I have a youngster that needs hind shoes for the foreseeable future and he is regularly turned out with my old retired guy. They are buddies, but the youngster is regularly running circles around the old guy. I'm pretty sure all my horses have been turned out with others with hind shoes and it's never been a problem, but now that I'm in control (I keep them at home), I'm giving pause. Thoughts, experiences with a horse that was kicked in a pasture by another with hind shoes?
As long as they have proven to get along very well I wouldn't worry about it. I worry alot more about shoes & injuries in big group turnout.
About 8 years ago my gelding was turned out with 4 other rambunctious geldings and suffered a kick to the stifle area from a horse that was not only shod behind but also had good sized ICE STUDS!! A 2 inch wide, 1 inch deep hole was left as a result that took quite awhile to heal and the vet that treated him said it was a matter of 1 inch further over that could have been a career ending injury. He healed from the kick but still to this day has minor scar tissue build up in that area. After that incident I decided I would no longer board my horse at a place where he would be turned out with more than 1 or 2 quiet, compatible horses. The last barn he was at he was turned out alone because there was not a suitable group.

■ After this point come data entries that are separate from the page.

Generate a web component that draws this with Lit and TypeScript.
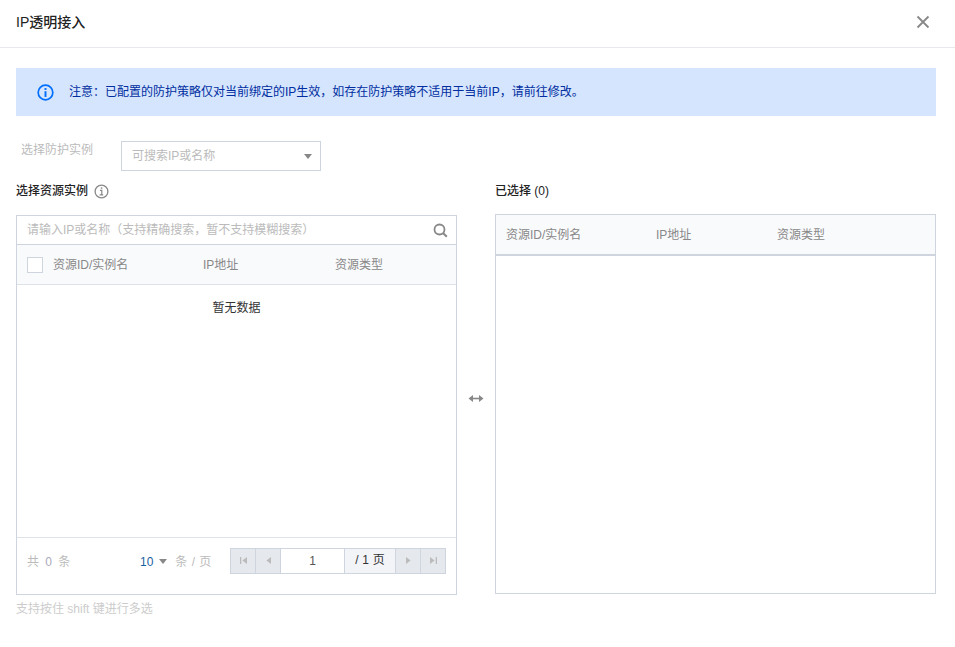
import { LitElement, html, css } from "lit";
import { customElement } from "lit/decorators.js";

@customElement("app-root")
export class AppRoot extends LitElement {
  static styles = css`
    :host { display: block; width: 955px; height: 647px; background: #fff; overflow: hidden;
      font-family: "Liberation Sans", "Noto Sans CJK SC", sans-serif; font-size: 12px; color: #000; line-height: 18px; }
    * { box-sizing: border-box; }
    .head { height: 48px; border-bottom: 1px solid #e7e9ec; padding: 0 25px 3px 16px; display: flex; align-items: center; justify-content: space-between; }
    .title { font-size: 14px; font-weight: 500; color: #222; }
    .close { display: block; }
    .body { padding: 20px 19px 0 16px; }
    .alert { height: 48px; background: #d4e5fd; display: flex; align-items: center; padding-left: 21px; gap: 15px; color: #002da0; }
    .form { display: flex; margin-top: 25px; height: 30px; }
    .form label { width: 105px; padding: 1px 0 0 5px; color: #bbb; line-height: 16px; }
    .select { width: 200px; height: 30px; border: 1px solid #cfd5de; display: flex; align-items: center; justify-content: space-between; padding: 0 8px 0 10px; color: #bbb; }
    .tri { width: 0; height: 0; border: 4px solid transparent; border-top: 5px solid #888; border-bottom: 0; }
    .columns { display: flex; gap: 38px; margin-top: 11px; }
    .col { width: 441px; position: relative; }
    .col-title { display: flex; align-items: center; gap: 6px; height: 18px; font-weight: 500; color: #222; }
    .box { border: 1px solid #cfd5de; display: flex; flex-direction: column; }
    .left .box { height: 380px; margin-top: 15px; }
    .right .box { height: 380px; margin-top: 14px; }
    .search { height: 28px; display: flex; align-items: center; justify-content: space-between; padding: 0 8px 0 10px; color: #bbb; flex: none; }
    .thead { display: flex; align-items: center; background: #f9fafc; color: #888; flex: none; }
    .left .thead { height: 41px; border-top: 1px solid #cfd5de; border-bottom: 1px solid #dde1e8; padding-left: 10px; }
    .right .thead { height: 41px; border-bottom: 2px solid #cfd5de; padding-left: 10px; }
    .check { width: 16px; height: 16px; border: 1px solid #cfd5de; background: #fff; margin-right: 10px; flex: none; }
    .left .c1 { width: 150px; } .left .c2 { width: 132px; }
    .right .c1 { width: 150px; } .right .c2 { width: 121px; }
    .content { flex: 1; }
    .empty { text-align: center; padding-top: 14px; color: #333; }
    .pager { height: 57px; flex: none; border-top: 1px solid #dde1e8; display: flex; align-items: center; padding: 0 10px 11px 10px; color: #bbb; }
    .total { width: 113px; letter-spacing: 0.5px; word-spacing: 2px; margin-top: 2px; }
    .total b { font-weight: 400; color: #aab; }
    .size { display: flex; align-items: center; gap: 6px; width: 90px; margin-top: 2px; }
    .size .unit { margin-left: 2px; word-spacing: 1px; }
    .size .num { color: #1a5f9e; }
    .btns { display: flex; height: 26px; border: 1px solid #cfd5de; }
    .btn { width: 25px; background: #e5e8ed; border-right: 1px solid #cfd5de; display: flex; align-items: center; justify-content: center; }
    .btn:last-child { border-right: 0; width: 24px; }
    .page { width: 64px; background: #fff; border-right: 1px solid #cfd5de; text-align: center; color: #555; line-height: 24px; }
    .of { width: 51px; background: #f2f4f8; border-right: 1px solid #cfd5de; text-align: center; color: #333; line-height: 22px; word-spacing: 0.5px; }
    .hint { color: #ccc; margin-top: 5px; }
    .swap { position: absolute; left: 452px; top: 212px; display: block; }
  `;

  private thead(check: boolean) {
    return html`<div class="thead">
      ${check ? html`<span class="check"></span>` : ""}
      <span class="c1">资源ID/实例名</span><span class="c2">IP地址</span><span>资源类型</span>
    </div>`;
  }

  render() {
    return html`
      <div class="head">
        <span class="title">IP透明接入</span>
        <svg class="close" width="14" height="14" viewBox="0 0 14 14"><path d="M1.5 1.5l11 11M12.5 1.5l-11 11" stroke="#888" stroke-width="1.8" fill="none"/></svg>
      </div>
      <div class="body">
        <div class="alert">
          <svg width="17" height="17" viewBox="0 0 16 16"><circle cx="8" cy="8" r="6.9" fill="none" stroke="#006eff" stroke-width="1.6"/><rect x="7.1" y="3.8" width="1.8" height="1.8" fill="#006eff"/><rect x="7.1" y="6.8" width="1.8" height="5.4" fill="#006eff"/></svg>
          <span>注意：已配置的防护策略仅对当前绑定的IP生效，如存在防护策略不适用于当前IP，请前往修改。</span>
        </div>
        <div class="form">
          <label>选择防护实例</label>
          <div class="select"><span>可搜索IP或名称</span><span class="tri"></span></div>
        </div>
        <div class="columns">
          <div class="col left">
            <div class="col-title">选择资源实例
              <svg width="15" height="15" viewBox="0 0 15 15"><circle cx="7.5" cy="7.5" r="6.4" fill="none" stroke="#888" stroke-width="1.3"/><rect x="6.8" y="3.3" width="1.5" height="1.5" fill="#888"/><path d="M5.9 6.4h1.9v4.2M5.6 10.8h3.6" stroke="#888" stroke-width="1.2" fill="none"/></svg>
            </div>
            <div class="box">
              <div class="search"><span>请输入IP或名称（支持精确搜索，暂不支持模糊搜索）</span>
                <svg width="15" height="15" viewBox="0 0 15 15"><circle cx="6.5" cy="6.5" r="5" fill="none" stroke="#888" stroke-width="1.8"/><path d="M10.2 10.2l3.6 3.6" stroke="#888" stroke-width="2" fill="none"/></svg>
              </div>
              ${this.thead(true)}
              <div class="content"><div class="empty">暂无数据</div></div>
              <div class="pager">
                <span class="total">共 <b>0</b> 条</span>
                <span class="size"><span class="num">10</span><span class="tri"></span><span class="unit">条 / 页</span></span>
                <div class="btns">
                  <span class="btn"><svg width="9" height="9" viewBox="0 0 9 9"><path d="M1 1h1.3v7H1zM8 1v7L3.4 4.5z" fill="#bbb"/></svg></span>
                  <span class="btn"><svg width="9" height="9" viewBox="0 0 9 9"><path d="M7 1v7L2.4 4.5z" fill="#bbb"/></svg></span>
                  <span class="page">1</span>
                  <span class="of">/ 1 页</span>
                  <span class="btn"><svg width="9" height="9" viewBox="0 0 9 9"><path d="M2 1v7l4.6-3.5z" fill="#bbb"/></svg></span>
                  <span class="btn"><svg width="9" height="9" viewBox="0 0 9 9"><path d="M8 1H6.7v7H8zM1 1v7l4.6-3.5z" fill="#bbb"/></svg></span>
                </div>
              </div>
            </div>
            <div class="hint">支持按住 shift 键进行多选</div>
            <svg class="swap" width="16" height="9" viewBox="0 0 16 9"><path d="M3 4.5h10" stroke="#888" stroke-width="1.6"/><path d="M0.5 4.5L5 1v7zM15.5 4.5L11 1v7z" fill="#888"/></svg>
          </div>
          <div class="col right">
            <div class="col-title">已选择 (0)</div>
            <div class="box">
              ${this.thead(false)}
              <div class="content"></div>
            </div>
          </div>
        </div>
      </div>
    `;
  }
}
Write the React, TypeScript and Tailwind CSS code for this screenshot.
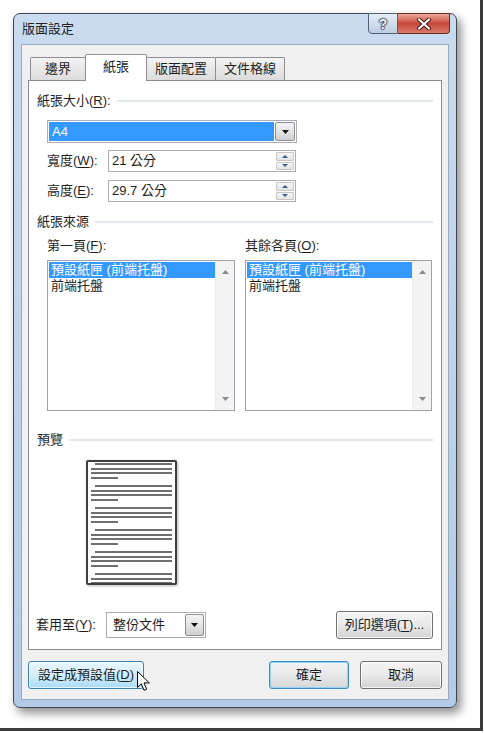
import React from "react";

const Tri = ({ dir = "down", color = "#000", w = 7, h = 4 }: { dir?: "up" | "down"; color?: string; w?: number; h?: number }) => (
  <svg width={w} height={h} viewBox={`0 0 ${w} ${h}`}>
    {dir === "down" ? (
      <polygon points={`0,0 ${w},0 ${w / 2},${h}`} fill={color} />
    ) : (
      <polygon points={`0,${h} ${w},${h} ${w / 2},0`} fill={color} />
    )}
  </svg>
);

const DropBtn = ({ w }: { w: string }) => (
  <div className={`${w} h-full rounded-[2px] border border-[#8e8f92] bg-linear-to-b from-[#f3f3f3] via-[#e5e5e5] to-[#cfcfcf] flex items-center justify-center`}>
    <Tri dir="down" color="#111" w={7} h={4} />
  </div>
);

const SpinBox = ({ value }: { value: string }) => (
  <div className="w-[188px] h-[22px] border border-[#abadb3] bg-white flex">
    <div className="flex-1 pl-[3px] leading-[20px]">{value}</div>
    <div className="w-[20px] flex flex-col gap-[1px] p-[1px]">
      <div className="flex-1 rounded-[1px] border border-[#c4c6ca] bg-linear-to-b from-[#f6f6f6] to-[#e3e3e3] flex items-center justify-center">
        <Tri dir="up" color="#3e5d8a" w={6} h={3} />
      </div>
      <div className="flex-1 rounded-[1px] border border-[#c4c6ca] bg-linear-to-b from-[#f6f6f6] to-[#e3e3e3] flex items-center justify-center">
        <Tri dir="down" color="#3e5d8a" w={6} h={3} />
      </div>
    </div>
  </div>
);

const ListBox = ({ w }: { w: string }) => (
  <div className={`${w} h-[151px] border border-[#9fa3a9] bg-white flex`}>
    <div className="flex-1 pt-[1px] pl-[1px] text-[13px]">
      <div className="bg-[#3399ff] text-white h-[16px] leading-[16px] pl-[2px] whitespace-nowrap">預設紙匣 (前端托盤)</div>
      <div className="h-[16px] leading-[16px] pl-[2px] whitespace-nowrap">前端托盤</div>
    </div>
    <div className="w-[19px] bg-[#f3f3f3] border-l border-[#eaeaea] flex flex-col justify-between items-center pt-[9px] pb-[9px]">
      <Tri dir="up" color="#8a8a8a" w={7} h={4} />
      <Tri dir="down" color="#8a8a8a" w={7} h={4} />
    </div>
  </div>
);

const Header = ({ children }: { children: React.ReactNode }) => (
  <div className="h-[16px] flex items-center gap-[6px]">
    <span className="leading-[16px] whitespace-nowrap">{children}</span>
    <div className="flex-1 h-[2px] bg-[#e2e9ee]" />
  </div>
);

const Group = () => (
  <div className="flex flex-col gap-[2.5px]">
    <div className="h-[2px] bg-[#6f6f6f] ml-[4px]" />
    <div className="h-[2px] bg-[#6f6f6f]" />
    <div className="h-[2px] bg-[#6f6f6f]" />
    <div className="h-[2px] bg-[#6f6f6f] w-[27px]" />
  </div>
);

const Btn = ({ children, w, kind = "normal" }: { children: React.ReactNode; w: string; kind?: "normal" | "default" | "hover" }) => {
  const base = `${w} h-[28px] rounded-[3px] flex items-center justify-center leading-[16px] whitespace-nowrap`;
  if (kind === "hover")
    return (
      <div className={`${base} border border-[#3c7fb1] bg-linear-to-b from-[#eaf6fd] via-[#d3edfb] to-[#a9dbf6] shadow-[inset_0_0_0_1px_rgba(255,255,255,0.7)]`}>
        {children}
      </div>
    );
  if (kind === "default")
    return (
      <div className={`${base} border border-[#3c8fc8] bg-linear-to-b from-[#f4f4f4] via-[#e9e9e9] to-[#d6d6d6] shadow-[inset_0_0_0_1px_#8fd3f5]`}>
        {children}
      </div>
    );
  return (
    <div className={`${base} border border-[#707070] bg-linear-to-b from-[#f4f4f4] via-[#e9e9e9] to-[#d2d2d2] shadow-[inset_0_0_0_1px_rgba(255,255,255,0.8)]`}>
      {children}
    </div>
  );
};

export default function App() {
  return (
    <div className="w-[484px] h-[733px] bg-white font-['Liberation_Sans','Noto_Sans_CJK_TC',sans-serif] text-[#1e1e1e] text-[13px]">
      <div className="w-[483px] h-[731px] border-r-[3px] border-b-[3px] border-[#3c3c3c] pl-[13px] pt-[13px] relative">
        <div className="w-[444px] h-[695px] rounded-[7px] border border-[#3d4754] bg-linear-to-b from-[#c9dbee] to-[#b3cbe6] shadow-[4px_5px_10px_rgba(0,0,0,0.45)] flex flex-col">
          {/* Title bar */}
          <div className="h-[30px] flex justify-between items-start">
            <div className="pl-[8px] pt-[7px] leading-[16px] text-[#222]">版面設定</div>
            <div className="flex mr-[6px] -mt-px">
              <div className="w-[30px] h-[21px] rounded-bl-[4px] border border-[#4f627a] bg-linear-to-b from-[#e6eef7] to-[#bccde2] flex items-center justify-center">
                <span className="text-[#f2f5f9] font-bold text-[14px] leading-none [text-shadow:0_0_1px_#1a2230,0_0_1px_#1a2230,0_0_2px_#1a2230,0_0_2px_#1a2230]">?</span>
              </div>
              <div className="w-[52px] h-[21px] rounded-br-[4px] border border-l-0 border-[#6b2a22] bg-linear-to-b from-[#e9a89b] via-[#c8463b] to-[#d87b6b] flex items-center justify-center">
                <svg width="14" height="12" viewBox="0 0 14 12">
                  <path d="M2 1.5 L12 10.5 M12 1.5 L2 10.5" stroke="#3b1410" strokeWidth="4" strokeLinecap="round" />
                  <path d="M2 1.5 L12 10.5 M12 1.5 L2 10.5" stroke="#ffffff" strokeWidth="2.2" strokeLinecap="round" />
                </svg>
              </div>
            </div>
          </div>

          {/* Client area */}
          <div className="flex-1 mx-[7px] mb-[7px] bg-[#f0f0f0] border border-[#9aabbd] flex flex-col">
            {/* Tabs */}
            <div className="h-[26px] mt-[9px] ml-[8px] flex items-end relative z-10">
              <div className="w-[56px] h-[23px] rounded-t-[2px] border border-b-0 border-[#8c8e94] bg-linear-to-b from-[#f3f3f3] to-[#dcdcdc] flex items-center justify-center leading-[16px]">邊界</div>
              <div className="w-[62px] h-[27px] -mb-px -ml-px rounded-t-[2px] border border-b-0 border-[#8c8e94] bg-white flex items-center justify-center leading-[16px] pb-[2px]">紙張</div>
              <div className="w-[70px] h-[23px] -ml-px rounded-t-[2px] border border-b-0 border-[#8c8e94] bg-linear-to-b from-[#f3f3f3] to-[#dcdcdc] flex items-center justify-center leading-[16px]">版面配置</div>
              <div className="w-[70px] h-[23px] -ml-px rounded-t-[2px] border border-b-0 border-[#8c8e94] bg-linear-to-b from-[#f3f3f3] to-[#dcdcdc] flex items-center justify-center leading-[16px]">文件格線</div>
            </div>

            {/* Panel */}
            <div className="mx-[6px] h-[570px] border border-[#898c95] bg-white flex flex-col px-[8px]">
              <div className="mt-[12px]">
                <Header>
                  紙張大小(<u className="underline-offset-2">R</u>):
                </Header>
              </div>

              <div className="mt-[11px] ml-[10px] w-[250px] h-[23px] border border-[#abadb3] bg-white flex p-[1px] gap-[1px]">
                <div className="flex-1 bg-[#3399ff] text-white leading-[19px] pl-[3px]">A4</div>
                <DropBtn w="w-[20px]" />
              </div>

              <div className="mt-[7px] ml-[10px] flex items-center">
                <div className="w-[61px] leading-[16px]">
                  寬度(<u className="underline-offset-2">W</u>):
                </div>
                <SpinBox value="21 公分" />
              </div>
              <div className="mt-[8px] ml-[10px] flex items-center">
                <div className="w-[61px] leading-[16px]">
                  高度(<u className="underline-offset-2">E</u>):
                </div>
                <SpinBox value="29.7 公分" />
              </div>

              <div className="mt-[12px]">
                <Header>紙張來源</Header>
              </div>

              <div className="mt-[8px] ml-[10px] flex gap-[10px]">
                <div className="flex flex-col">
                  <div className="h-[16px] leading-[16px] mb-[6px]">
                    第一頁(<u className="underline-offset-2">F</u>):
                  </div>
                  <ListBox w="w-[188px]" />
                </div>
                <div className="flex flex-col">
                  <div className="h-[16px] leading-[16px] mb-[6px]">
                    其餘各頁(<u className="underline-offset-2">O</u>):
                  </div>
                  <ListBox w="w-[187px]" />
                </div>
              </div>

              <div className="mt-[21px]">
                <Header>預覽</Header>
              </div>

              <div className="mt-[12px] ml-[49px] w-[91px] h-[125px] border-2 border-[#3f3f3f] rounded-[2px] bg-white overflow-hidden px-[3px] pt-[1px] shadow-[1px_1px_3px_rgba(0,0,0,0.3)] flex flex-col gap-[6.5px]">
                <Group />
                <Group />
                <Group />
                <Group />
                <Group />
                <Group />
              </div>

              <div className="mt-auto mb-[10px] h-[28px] flex items-center">
                <div className="w-[69px] -ml-px leading-[16px]">
                  套用至(<u className="underline-offset-2">Y</u>):
                </div>
                <div className="ml-px w-[100px] h-[26px] border border-[#abadb3] bg-white flex p-[1px]">
                  <div className="flex-1 pl-[5px] leading-[22px]">整份文件</div>
                  <DropBtn w="w-[19px]" />
                </div>
                <div className="ml-auto">
                  <Btn w="w-[97px]">
                    列印選項(<u className="underline-offset-2">T</u>)...
                  </Btn>
                </div>
              </div>
            </div>

            {/* Buttons */}
            <div className="mt-[11px] px-[6px] flex justify-between">
              <Btn w="w-[116px]" kind="hover">
                設定成預設值(<u className="underline-offset-2">D</u>)
              </Btn>
              <div className="flex gap-[11px]">
                <Btn w="w-[80px]" kind="default">確定</Btn>
                <Btn w="w-[82px]">取消</Btn>
              </div>
            </div>
          </div>
        </div>

        {/* Mouse cursor */}
        <svg className="absolute left-[137px] top-[671px]" width="14" height="21" viewBox="0 0 14 21">
          <path d="M0.5 0.5 L0.5 16.5 L4.3 12.8 L7 19.3 L9.6 18.2 L7 11.9 L12.3 11.9 Z" fill="#ffffff" stroke="#000000" strokeWidth="1" strokeLinejoin="round" />
        </svg>
      </div>
    </div>
  );
}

I've always boarded at places that do group turnout and don't really pay attention to whether there are hind shoes on any of the horses. Really shouldn't be a huge issue if the horses are well-matched.
At a boarding barn where horses come and go in a larger herd (especially if it is mixed geldings & mares) it is unlikely that every single horse in that herd is going to be well matched. My barn has two big turnout fields with groups of 6-8 horses. Every single time there is a change in one of those herds there is alot of herd dynamics that happen and the risk for potential injury. I can definitely see why people would be concerned. The only way my horse would be turned out in those groups would be if he was 100% retired from riding.
And if the horse is worth that much that you are worried about it, I would probably do semi-private turnout with a little pony or submissive oldster.
It is not always a matter of how much a horse is worth financially. My horse is worth alot to me because I board and I can only afford one horse. If something happens to him I can't ride and have to retire him. Not to mention he is a wonderful match for me that would be hard for me to replace even if I had a substantial budget. If he were to be retired due to a kick in the pasture from another horse I would be devastated. Crap happens with horses and injuries are not always avoidable. However, some injuries can be avoided and I do my best to limit risk.
One of our mares had to get a chunk of her splint bone removed after it was shattered by a kick from an unshod 15.2 mare. Horses are powerful and if a hoof comes into contact with a leg or face it rarely ends well regardless of whether or not they are shod.
A horse of my friends' was turned out with a hind shod horse. Group had always gotten along well together, He got kicked in the forearm which SHATTERED the humerus. Nothing could be done for him. I had been showing him all summer and them had to hold him for the vet one last time
We should submit the question to Mythbusters over whether or not the force is more with the shoe, etc.
Anyway, I would worry more about the size of the turnout than the shoe, gender, etc issues. I've never had any problems with kicking horses but I wouldn't turn horses out together in small spaces. It also seems to me like there are more problems when horses spend part of their time in the barn and then they get turned out with friends than horses who live out together 24/7
“While the rest of the species is descended from apes, redheads are descended from cats.” Mark Twain
We should submit the question to Mythbusters over whether or not the force is more with the shoe, etc.
Well do we have any physicists around here?
Force = mass X acceleration. Assuming a kick from a shod horse vs. an unshod horse is the same (e.g. acceleration), a shoe would add more mass, therefore more force. The question is how much more and would it make a difference. I couldn't even guess at the acceleration of a horse kick to be able to do those calculations.
Most kick injuries (to bones) are obviously shear, meaning perpendicular to the long axis of a bone. Bone is worst at resisting shear forces, and the max strength limit is about 52MPa (~7500psi). In contrast, bone is best at resisting compressive forces (e.g. putting weight on a leg) and that max strength is about 170MPa (24,600psi). Which is obviously a wide range. So does adding a shoe to a horse's hind limb really add that much more MPa/psi to a kick to do "more" damage? Or is it far more about the placement or location, and direction, of the kick?
ETA: I guess what we would need Mythbusters to find out is how close to the 52MPa a horse kick is to tell if putting a shoe on would routinely push it over that limit or if it is always routinely above that limit.
I have never understood strict gender-based turnout -- do those barns also consider personality? I've seen some nasty aggressive geldings and some meek mares, I just haven't found the gender turnout system to work for me. I do personalities. My current herd leader is a gelding and is a good, kind boss, mare is in the middle and a peach, lowest is a gelding and totally submissive. Peaceable kingdom here right now.
None of my current horses kick to hurt -- if anyone was to get hurt, it would be by accident/someone got in the way. They might kick out occasionally, but not in order to make contact. I also try not to have more than 2-3 horses in a field at a time. I find that really reduces accidents -- it is easier for them to be aware of where all the hooves in the field are at any given time. When I have 4 here, I tend to split them up 2 and 2. I shoe according to the needs of their hooves, not turnout arrangements.
I have always owned mares & geldings and everyone lives together. Some had shoes, some not. The only time I would be concerned is if you have horses that are known to pick on ( or at) certain ones. If kicking happens a lot then I would remove the disruptive one.